Keeping big brother DMK on tenterhooks, the Congress has renewed the demand for a share in power that has put under cold storage the seat-sharing talks for the 2026 assembly elections.
Congress Whip in the Lok Sabha Manickam Tagore has joined the chorus for a coalition government post elections. For both the dominant Dravidian parties, the ruling DMK and the principal Opposition AIADMK, power sharing is an anathema as it will be seen as a weakness. The two parties have ruled Tamil Nadu alternately and the state never had a coalition government post-independence.

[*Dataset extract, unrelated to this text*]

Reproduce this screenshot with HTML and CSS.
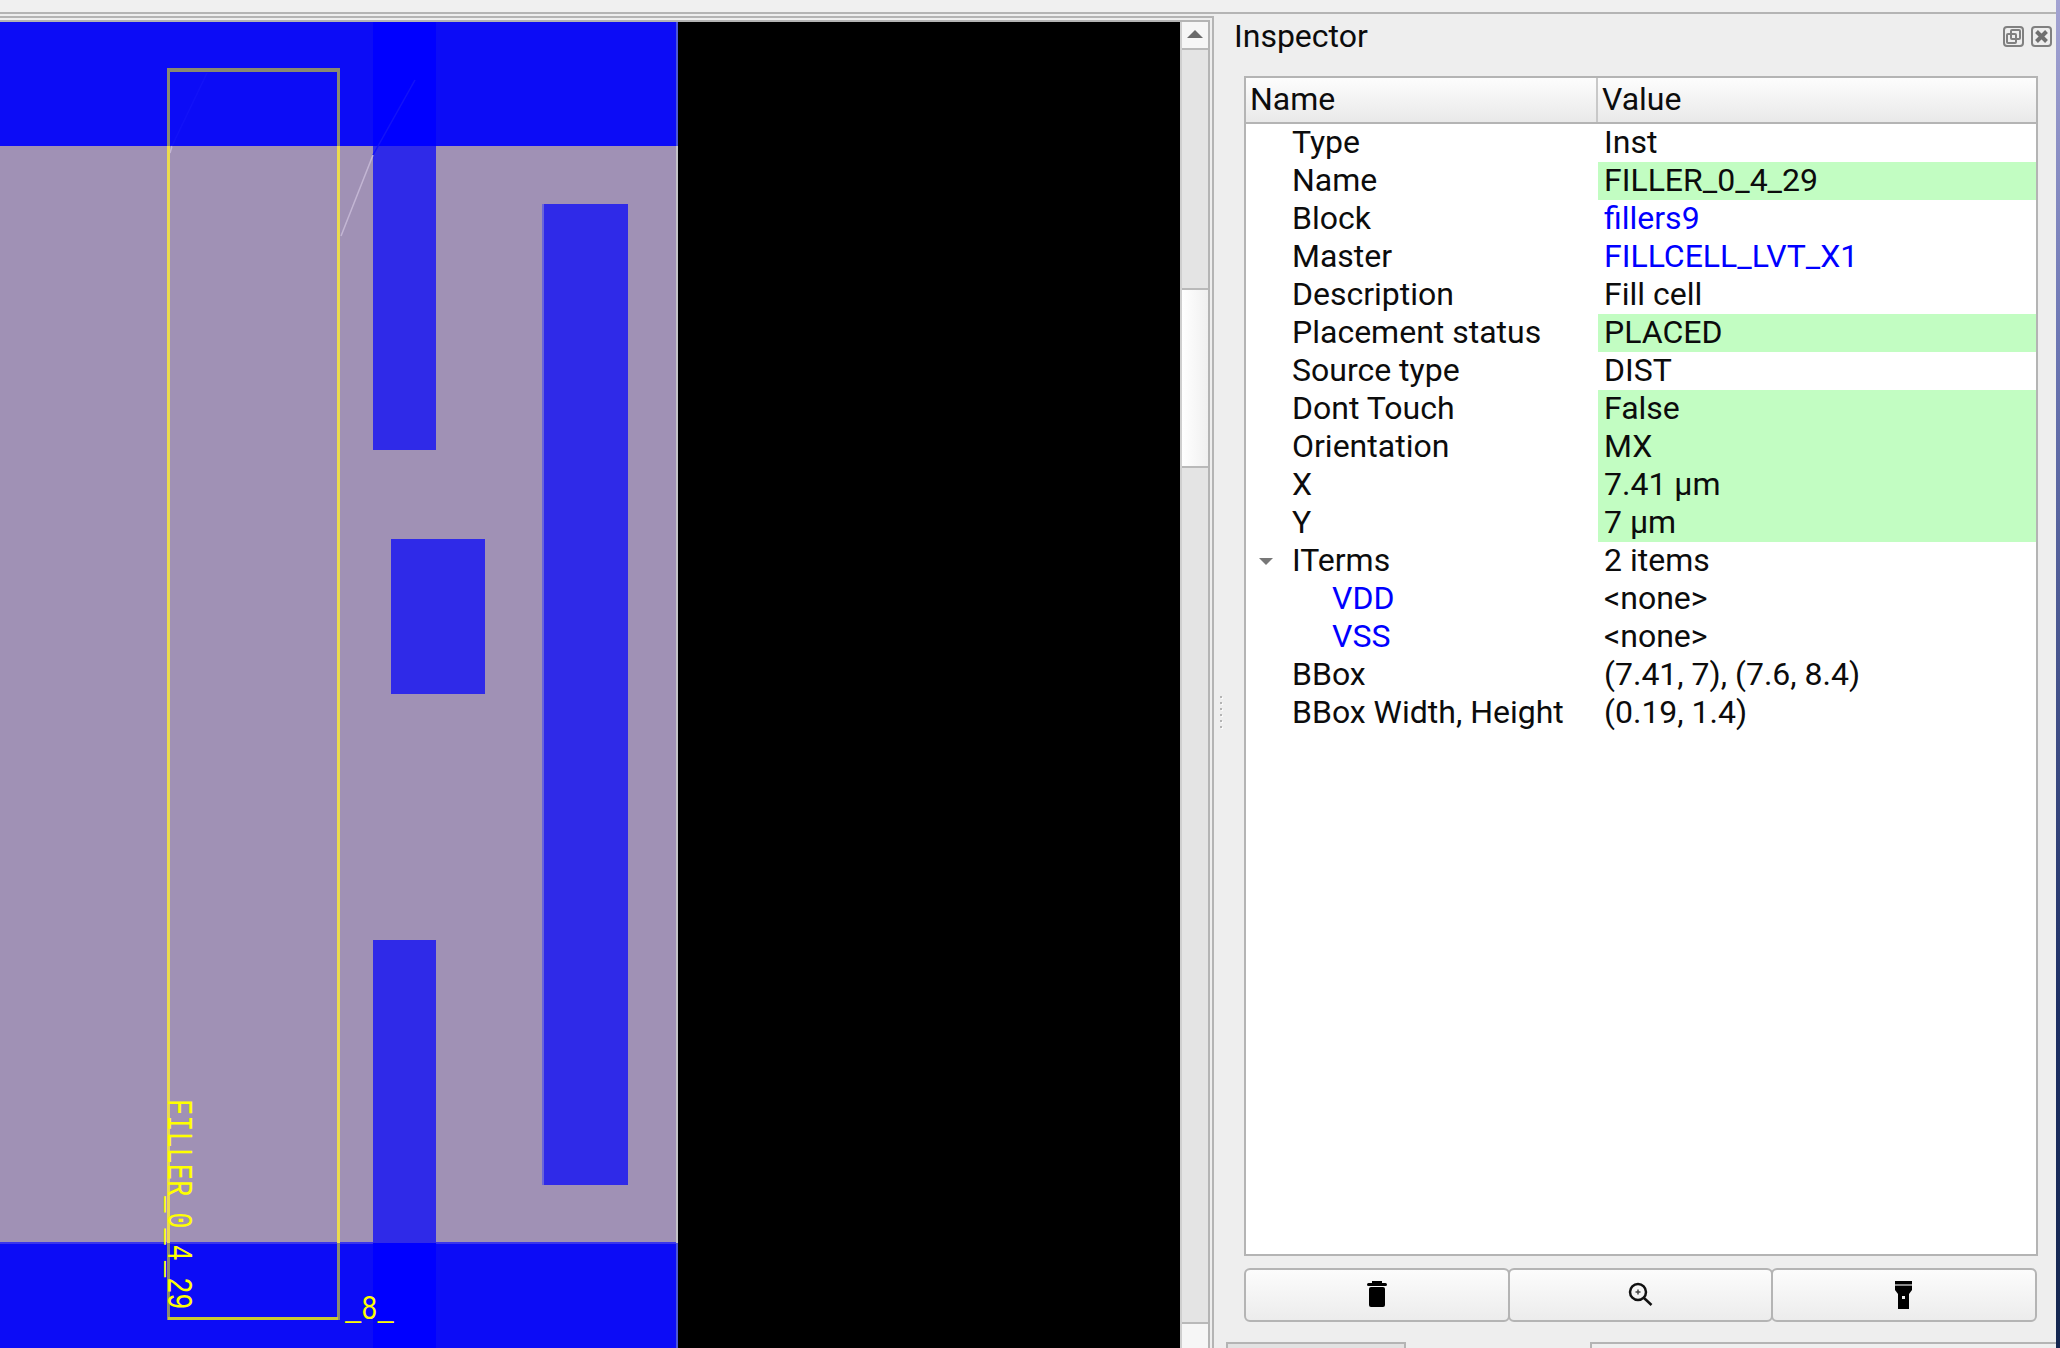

“No one can win an election in Tamil Nadu without an alliance. The time has come to debate power sharing… Time for share of power not only share of seats,” said Tagore, the MP from Virudhunagar, citing a survey on vote share data of parties in Tamil Nadu. This has rekindled the conversation, betraying the Congress’ desperation to be part of the government after 1967.
“Alliance politics is the truth in Tamil Nadu,” he said, adding that the survey by IPDS, a little-known pollster, however, has not given the correct picture of the vote of Congress and other parties. According to the IPDS data, the Congress vote share is a mere 3.10 per cent while that of the DMK is 17.07 per cent and the AIADMK is 15.03 per cent. The BJP, with 2.50 per cent is closely behind the Congress, whereas the ultra-Tamil Nationalist Naam Tamilar Katchi (NTK) of Seeman has 7.50 per cent. Interestingly the fledgling Tamilaga Vettri Kazhagam (TVK) of actor Vijay has 14.20 per cent.
Only recently, Professionals’ Congress chairman Praveen Chakravarty has stirred the hornet’s nest with his comparison of Tamil Nadu’s debt burden with that of Uttar Pradesh and claiming that the former is alarming.
Reacting sharply, DMK spokesperson TKS Elangovan condemned Tagore’s demand for a share in power. “He is neither the TNCC president or the national president of the Congress. It is the leadership of the Congress that has to engage us. Instead of making such noises in the public domain, he should have taken this up with his party leadership,” he fumed. “It is because of people like him that the Congress is in a pitiable condition in the state. Rather than working for their party’s growth, they are hurting it. For seat sharing, the Congress national leadership has formed a committee and the members of the panel and they will hold parleys with our party leaders. He is not even a member of that panel,” he said.
Earlier too, Elangovan debunked the claim for a coalition government when Congress Legislature Party Leader S Rajesh Kumar raised the demand, saying that being part of the government is necessary for the party’s growth and to fulfil its poll pledges.